Hartford Mayor Pedro Segarra, left, outside the White House with Bishop Jeremiah Torres and Police Chief James Rovella, right.

Hartford Mayor Pedro Segarra, left, outside the White House with Bishop Jeremiah Torres and Police Chief James Rovella, right.

Washington – Mayor Pedro Segarra and Hartford Police Chief James Rovella were among dozens of officials invited to the White House Thursday to help President Obama promote a policing initiative aimed at preventing the types of police shootings that touched off riots in Ferguson, Mo., and Baltimore.

Grasping a copy of the White House’s Task Force on 21st Century Policing, Rovella said he has applied for federal funds to implement one of six “pillars” of the report – the one that aims to upgrade police procedures and strengthen oversight and transparency.

To Rovella, the most valuable aspect of the day-long series of seminars, capped by an event that featured U.S. Attorney General Loretta Lynch, was “the experience of sitting down with other jurisdictions and kind of exchanging ideas of what works and what doesn’t.”

The task force was formed in December after a series of high-profile deaths at the hands of police and public protests calling for greater accountability.

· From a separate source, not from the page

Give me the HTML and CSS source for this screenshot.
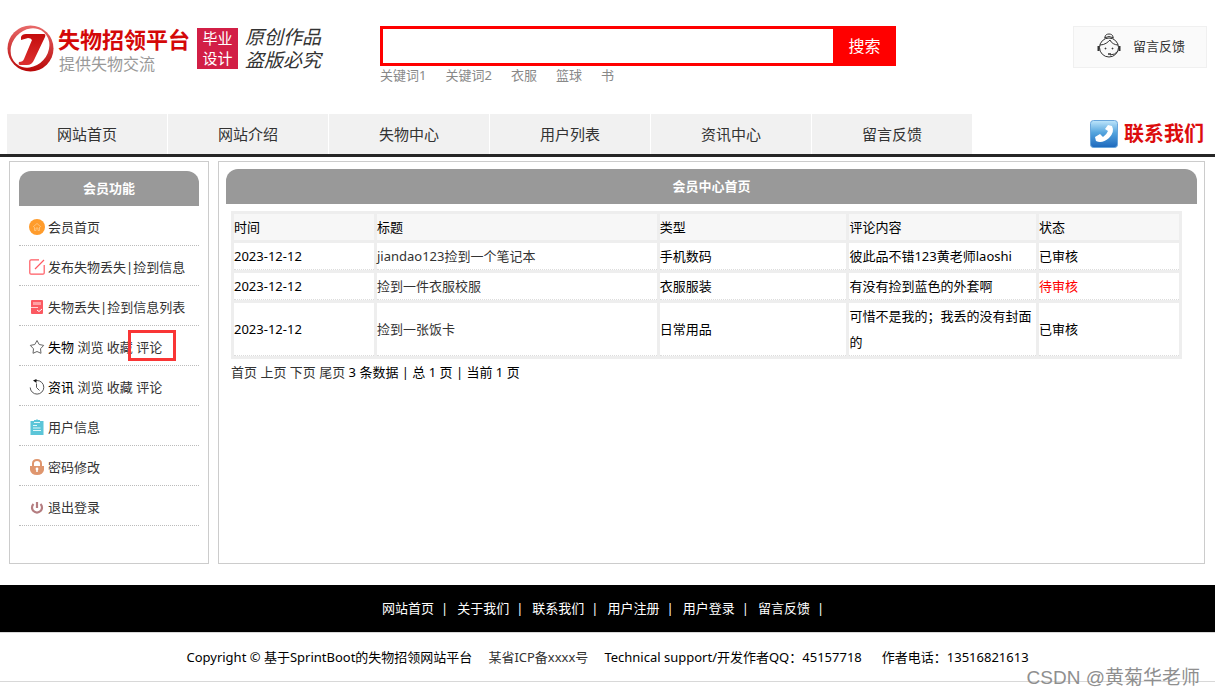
FILE: index.html
```html
<!DOCTYPE html>
<html lang="zh-CN">
<head>
<meta charset="utf-8">
<title>失物招领平台</title>
<link rel="stylesheet" href="styles.css">
</head>
<body>
<header class="header">
  <div class="brand">
    <svg class="brand-mark" viewBox="0 0 47 47" aria-hidden="true">
      <defs>
        <linearGradient id="ring" x1="0" y1="0" x2="0" y2="1"><stop offset="0" stop-color="#e86a6a"/><stop offset="1" stop-color="#b80606"/></linearGradient>
        <linearGradient id="stem" x1="0" y1="0" x2="0" y2="1"><stop offset="0" stop-color="#c40c0c"/><stop offset="1" stop-color="#dc3030"/></linearGradient>
      </defs>
      <circle cx="23.500" cy="23.500" r="23" fill="url(#ring)"/>
      <ellipse cx="23" cy="23" rx="21" ry="18" fill="#fff" transform="rotate(-48 23 23)"/>
      <path d="M14 12Q15 9 19 9H37Q39 9 38 12L27 35Q25 40 20 40H13Q11 40 12 37Q16 37 17 34L25 15Q24 13 21 13L14 15Z" fill="url(#stem)"/>
    </svg>
    <div class="brand-text">
      <h1 class="brand-name">失物招领平台</h1>
      <p class="brand-sub">提供失物交流</p>
    </div>
    <div class="badge">毕业<br>设计</div>
    <div class="slogan"><div>原创作品</div><div>盗版必究</div></div>
  </div>
  <div class="search">
    <form class="search-form">
      <input class="search-input" type="text" aria-label="搜索关键词">
      <button class="search-button" type="button">搜索</button>
    </form>
    <div class="keywords"><a href="#">关键词1</a><a href="#">关键词2</a><a href="#">衣服</a><a href="#">篮球</a><a href="#">书</a></div>
  </div>
  <a class="feedback" href="#">
    <svg class="feedback-icon" viewBox="0 0 24 26" fill="none" stroke="#333" aria-hidden="true">
      <path d="M8 4C8 0 16 0 16 4M7 5Q12 2 17 5"/>
      <circle cx="12" cy="14.500" r="9.500"/>
      <path d="M3 12C8 12 11 9 13 7C14 10 18 12 21 12"/>
      <path d="M1.500 13V18M22.500 13V18" stroke-width="2"/>
      <path d="M21 18Q18 22 13 22"/>
      <path d="M11 21H14" stroke-width="1.500"/>
      <circle cx="8.500" cy="15.500" r=".5" fill="#333"/><circle cx="15.500" cy="15.500" r=".5" fill="#333"/>
    </svg>
    留言反馈
  </a>
</header>

<div class="navbar">
  <nav class="nav"><a href="#">网站首页</a><a href="#">网站介绍</a><a href="#">失物中心</a><a href="#">用户列表</a><a href="#">资讯中心</a><a href="#">留言反馈</a></nav>
  <a class="contact" href="#">
    <svg class="contact-icon" viewBox="0 0 28 28" aria-hidden="true">
      <defs><linearGradient id="tile" x1="0" y1="0" x2="0" y2="1"><stop offset="0" stop-color="#bfe6fb"/><stop offset=".45" stop-color="#54a5de"/><stop offset="1" stop-color="#1c68bd"/></linearGradient></defs>
      <rect x=".5" y=".5" width="27" height="27" rx="3" fill="url(#tile)" stroke="#6aa7dc"/>
      <path d="M18 5L22 6Q25 12 19 18Q12 24 6 21L5 17L10 14L13 17Q17 14 18 11L15 9Z" fill="#fff"/>
    </svg>
    联系我们
  </a>
</div>

<main class="content">
  <aside class="panel side">
    <h2 class="panel-title">会员功能</h2>
    <ul class="menu">
      <li><svg viewBox="0 0 16 16"><circle cx="8" cy="8" r="8" fill="#ff9c2c"/><path d="M4 8L8 4.500L12 8M5.500 8V11.500H7V9H9V11.500H10.500V8" fill="none" stroke="#ffc988" stroke-width=".8"/></svg><a href="#">会员首页</a></li>
      <li><svg viewBox="0 0 16 16" fill="none" stroke="#ff5a62" stroke-width="1.200"><path d="M10 .8H2Q.8.800.8 2V14Q.8 15.200 2 15.200H14Q15.200 15.200 15.200 14V6M6 10L15 1"/></svg><a href="#">发布失物丢失|捡到信息</a></li>
      <li><svg viewBox="0 0 16 16"><rect x="2" y="1" width="12" height="14" rx="1" fill="#fb5961"/><path d="M4 3H12V6H4Z" fill="#ffa0a3"/><path d="M2 8.500H9" stroke="#ffd2d3"/><path d="M8 11L10 12.500L13 10" fill="none" stroke="#fff"/></svg><a href="#">失物丢失|捡到信息列表</a></li>
      <li><svg viewBox="0 0 16 16" fill="none" stroke="#666"><path d="M8 1.500L10.200 5.500L14.700 6.400L11.500 9.800L12 14.300L8 12.500L4 14.300L4.500 9.800L1.300 6.400L5.800 5.500Z" stroke-linejoin="round"/></svg><span>失物 <a href="#">浏览</a> <a href="#">收藏</a> <a class="marked" href="#">评论</a></span></li>
      <li><svg viewBox="0 0 16 16" fill="none" stroke="#555"><path d="M6 1.500H8A6.800 6.800 0 1 1 1.200 8.500M7.500 4.500V8.500L10.500 11.500"/><path d="M4 1.500L7.500 0V4Z" fill="#111" stroke="none"/></svg><span>资讯 <a href="#">浏览</a> <a href="#">收藏</a> <a href="#">评论</a></span></li>
      <li><svg viewBox="0 0 16 16"><path d="M1.500 2H5V1H7Q8-.500 9 1H11V2H14.500V16H1.500Z" fill="#5bc5d8"/><path d="M5 3.500H11M4 6.500H8M4 9H11.500M4 11.500H12" stroke="#e0f7fa"/></svg><a href="#">用户信息</a></li>
      <li><svg viewBox="0 0 16 16"><path d="M4 8V4.500Q4 1 8 1Q12 1 12 4.500V8" fill="none" stroke="#df966e" stroke-width="2"/><path d="M1 7H15V11Q14 16 8 16Q2 16 1 11Z" fill="#df966e"/><circle cx="8" cy="10" r="1.400" fill="#fff"/><path d="M8 10V13" stroke="#fff" stroke-width="1.500"/></svg><a href="#">密码修改</a></li>
      <li><svg viewBox="0 0 16 16" fill="none" stroke="#b47d80" stroke-width="2.200"><path d="M4.500 5A5 5 0 1 0 11.500 5M8 3V9"/></svg><a href="#">退出登录</a></li>
    </ul>
  </aside>
  <section class="panel main">
    <h2 class="panel-title">会员中心首页</h2>
    <div class="records">
      <table class="table">
        <colgroup><col class="c15"><col class="c30"><col class="c20"><col class="c20"><col class="c15"></colgroup>
        <thead><tr><th>时间</th><th>标题</th><th>类型</th><th>评论内容</th><th>状态</th></tr></thead>
        <tbody>
          <tr><td>2023-12-12</td><td><a href="#">jiandao123捡到一个笔记本</a></td><td>手机数码</td><td>彼此品不错123黄老师laoshi</td><td>已审核</td></tr>
          <tr><td>2023-12-12</td><td><a href="#">捡到一件衣服校服</a></td><td>衣服服装</td><td>有没有捡到蓝色的外套啊</td><td class="pending">待审核</td></tr>
          <tr><td>2023-12-12</td><td><a href="#">捡到一张饭卡</a></td><td>日常用品</td><td>可惜不是我的；我丢的没有封面的</td><td>已审核</td></tr>
        </tbody>
      </table>
      <div class="pager"><a href="#">首页</a> <a href="#">上页</a> <a href="#">下页</a> <a href="#">尾页</a> 3 条数据 | 总 1 页 | 当前 1 页</div>
    </div>
  </section>
</main>

<footer class="footer">
  <nav class="footer-nav"><a href="#">网站首页</a><a href="#">关于我们</a><a href="#">联系我们</a><a href="#">用户注册</a><a href="#">用户登录</a><a href="#">留言反馈</a></nav>
  <div class="copyright">
    <span>Copyright © 基于SprintBoot的失物招领网站平台</span>
    <a href="#">某省ICP备xxxx号</a>
    <span>Technical support/开发作者QQ：45157718</span>
    <span class="phone">作者电话：13516821613</span>
  </div>
  <div class="watermark">CSDN @黄菊华老师</div>
</footer>
</body>
</html>
```

FILE: styles.css
```css
*, *::after { box-sizing: border-box; }
body {
  margin: 0;
  background: #fff;
  color: #000;
  font: 13px/26px "Noto Sans", "Noto Sans CJK SC", sans-serif;
}
h1, h2, p, ul { margin: 0; padding: 0; }
a { color: #333; text-decoration: none; }

.header {
  display: grid;
  grid-template-columns: 373px 516px 1fr;
  align-items: start;
  padding: 25px 8px 0 7px;
  min-height: 114px;
}
.brand { display: flex; align-items: flex-start; }
.brand-mark { width: 47px; height: 47px; flex: none; }
.brand-text { margin-left: 4px; }
.brand-name { color: #d40808; font-size: 22px; line-height: 28px; font-weight: 700; }
.brand-sub { padding-left: 1px; color: #999; font-size: 16px; line-height: 22px; }
.badge {
  width: 41px;
  height: 41px;
  margin: 3px 0 0 7px;
  background: #d21f46;
  color: #fff;
  font-size: 15px;
  line-height: 20px;
  text-align: center;
}
.slogan {
  display: grid;
  gap: 4px;
  margin: 3px 0 0 7px;
  color: #333;
  font-size: 19px;
  font-style: italic;
  line-height: 19px;
}

.search { padding-top: 1px; }
.search-form { display: flex; height: 40px; }
.search-input {
  flex: 1;
  min-width: 0;
  padding: 0 8px;
  border: 3px solid #f00;
  border-right: 0;
  outline: 0;
  font: inherit;
}
.search-button {
  width: 63px;
  padding: 0;
  border: 0;
  background: #f00;
  color: #fff;
  font: inherit;
  font-size: 16px;
}
.keywords { display: flex; gap: 19px; line-height: 18px; }
.keywords a { color: #888; }

.feedback {
  justify-self: end;
  display: flex;
  align-items: center;
  gap: 12px;
  width: 134px;
  height: 42px;
  margin-top: 1px;
  padding: 0 0 2px 23px;
  border: 1px solid #f0f0f0;
  background: #fafafa;
}
.feedback-icon { width: 24px; height: 26px; }

.navbar {
  display: flex;
  justify-content: space-between;
  padding: 0 11px 0 7px;
  border-bottom: 3px solid #262626;
}
.nav { display: flex; gap: 1px; }
.nav a {
  width: 160px;
  background: #f1f1f1;
  font-size: 15px;
  line-height: 40px;
  text-align: center;
}
.contact {
  display: flex;
  align-items: center;
  gap: 6px;
  color: #dc0d0d;
  font-size: 20px;
  font-weight: 700;
}
.contact-icon { width: 28px; height: 28px; }

.content {
  display: flex;
  gap: 9px;
  min-height: 403px;
  margin: 4px 10px 21px 9px;
}
.panel { border: 1px solid #ccc; }
.panel-title {
  border-radius: 12px 12px 0 0;
  background: #999;
  color: #fff;
  font-size: 13px;
  line-height: 35px;
  text-align: center;
}
.side { flex: 0 0 200px; padding: 9px; }
.main { flex: 1; min-width: 0; padding: 7px; }

.menu { list-style: none; }
.menu li {
  display: flex;
  align-items: center;
  gap: 3px;
  height: 40px;
  padding: 2px 0 0 10px;
  border-bottom: 1px dotted #bbb;
  white-space: nowrap;
}
.menu svg { width: 16px; height: 16px; flex: none; }
.marked { position: relative; }
.marked::after {
  content: "";
  position: absolute;
  top: -8px;
  left: -8px;
  width: 48px;
  height: 31px;
  border: 3px solid #f93535;
}

.records { padding: 7px 15px 0 5px; }
.table {
  width: 100%;
  table-layout: fixed;
  border-collapse: separate;
  border-spacing: 3px;
  background: #eee;
}
.c15 { width: 15%; }
.c20 { width: 20%; }
.c30 { width: 30%; }
.table th, .table td { padding: 0; text-align: left; font-weight: 400; }
.table th { background: #f7f7f7; }
.table td { background: #fff; border-bottom: 1px dotted #ddd; }
.table .pending { color: #f00; }

.footer { position: relative; padding-bottom: 15px; }
.footer-nav {
  display: flex;
  justify-content: center;
  background: #000;
  color: #fff;
  line-height: 47px;
}
.footer-nav a { color: #fff; }
.footer-nav a::after { content: "|"; margin: 0 9px 0 7px; }
.copyright {
  display: flex;
  justify-content: center;
  gap: 16px;
  border: solid #d8d8d8;
  border-width: 1px 0;
  line-height: 48px;
}
.phone { margin-left: 4px; }
.watermark {
  position: absolute;
  right: 15px;
  bottom: 6px;
  color: #8f8f8f;
  font: 19px/26px "Liberation Sans", "Noto Sans CJK SC", sans-serif;
}
```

But even with the support of a police department like Hartford’s, it will be difficult for Obama to persuade all of the nation’s 18,000 separate law enforcement agencies, who have a strong preference for local control of local issues, to adopt new policing methods recommended in the task force’s report.

Some of the report’s recommendations – such as the use of body cameras – may also be too costly for a  police force budget.

Yet Segarra said “the policing climate needs to change.”

“It’s very important for police to have a new perspective,” he said. “We’ve seen what happened in Baltimore, we’ve seen what happened in Ferguson, and we need to learn from what happened.”

The task force report called for a “a broad range of diversity including race, gender, language, life experience, and cultural background to improve understanding and effectiveness in dealing with all communities.”

Finding that type of diversity had been hard for many police departments, even those like Hartford’s that says it is trying to hire more minorities.

According to an analysis earlier this year, only about 12 percent of the 430 members of Hartford’s police department are black, while the city has a nearly 39 percent black population. New Britain has a nearly 37 percent Latino population, but only about 7 percent of its police officers are Hispanic. Nearly 29 percent of Meriden’s population is black, but only about 8 percent of its police officers are African-American.

There are also lingering effects of past problems.

Hatford Mayor Pedro Segarra in Washington being interviewed after the community policing conference.

Hatford Mayor Pedro Segarra in Washington being interviewed after the community policing conference.

For example, a lawsuit stemming from the fatal shooting of a 19-year-old Latino man by a Hartford police officer in 1969 resulted in a federal court consent decree that set guidelines for the training, supervision and use of deadly force in the department. The Hartford police are still under federal oversight because of that shooting in what is considered one of the longest-running cases of its kind.

Segarra said he is trying to open more “pipelines” between the minority communities and the police department by tapping high school students for internships and summer law enforcement jobs.

Hartford has also had a recent spike in gun violence, which has left 18 people dead and many more wounded. Segarra said one reason for the spike is “a much higher re-entry rate” of people who are leaving jails under new state policies.

The town of East Haven was also subject to a 2009 Department of Justice civil rights probe that found a pattern of police discrimination and bias against Latinos. The town entered into a consent decree that required a number of changes in its police department.

Lynch was in East Haven this week to promote the Task Force on 21st Century Policing report and highlighted some of those changes.

East Haven Police Chief Brent Larrabee and East Haven Joseph Maturo Jr. attended the White House policing forum Thursday. So did Bishop Jeremiah Torres, of the House of Restoration in Hartford.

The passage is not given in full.